One of the latest terms being used to describe economics and business is the “gig” economy. Is that anything like booking bands for performances? NC State University economist Mike Walden answers.
“It really is. A gig, in economics lingo, is a temporary job. So the concern is that we are moving toward an economy where people don’t have permanent jobs, where they have an employer, where they go to work 8 to 5, whatever. They know they are going to get a paycheck. Instead, the people are going to have to cobble together a lot of temporary jobs. And that’s going to make it very hard for them to plan, to make it hard for them to get benefits, etc.
“So that is the concern, and indeed if you look during the recession, temporary employment did go up.
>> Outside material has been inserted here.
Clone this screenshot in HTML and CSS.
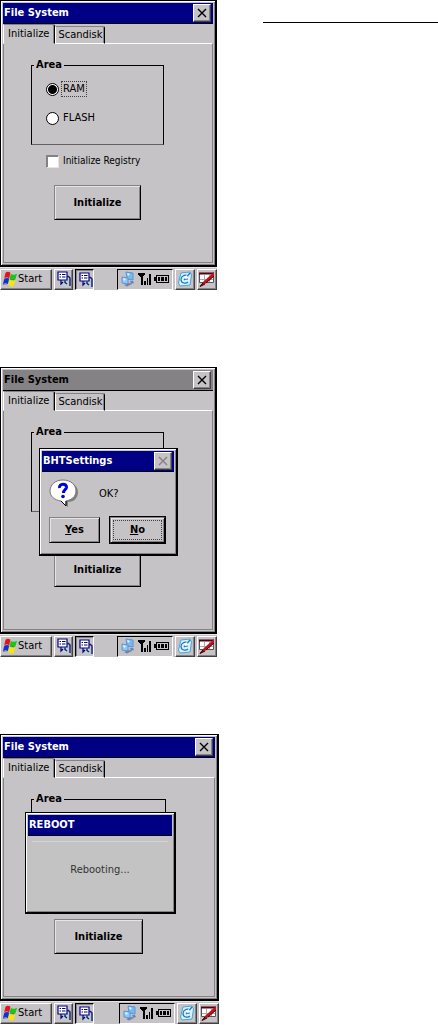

Now the question is whether that was a permanent trend or a temporary trend, and right now we are thinking it was a temporary trend because all those indicators of people working part time — that is, the percent of people who are working part time, percent of people who are self-employed, percent of people in temporary jobs — all those numbers have actually been going down, meaning that more and more permanent employment has come back as the economy has improved.
“So I think a lot of publicity that we are hearing about temporary jobs is around certain kinds of industry like cyber-taxi services. We don’t see this as a big trend extensively in the economy. Although, of course, things can change. But right now we don’t think a ‘gig’ economy is taking over.”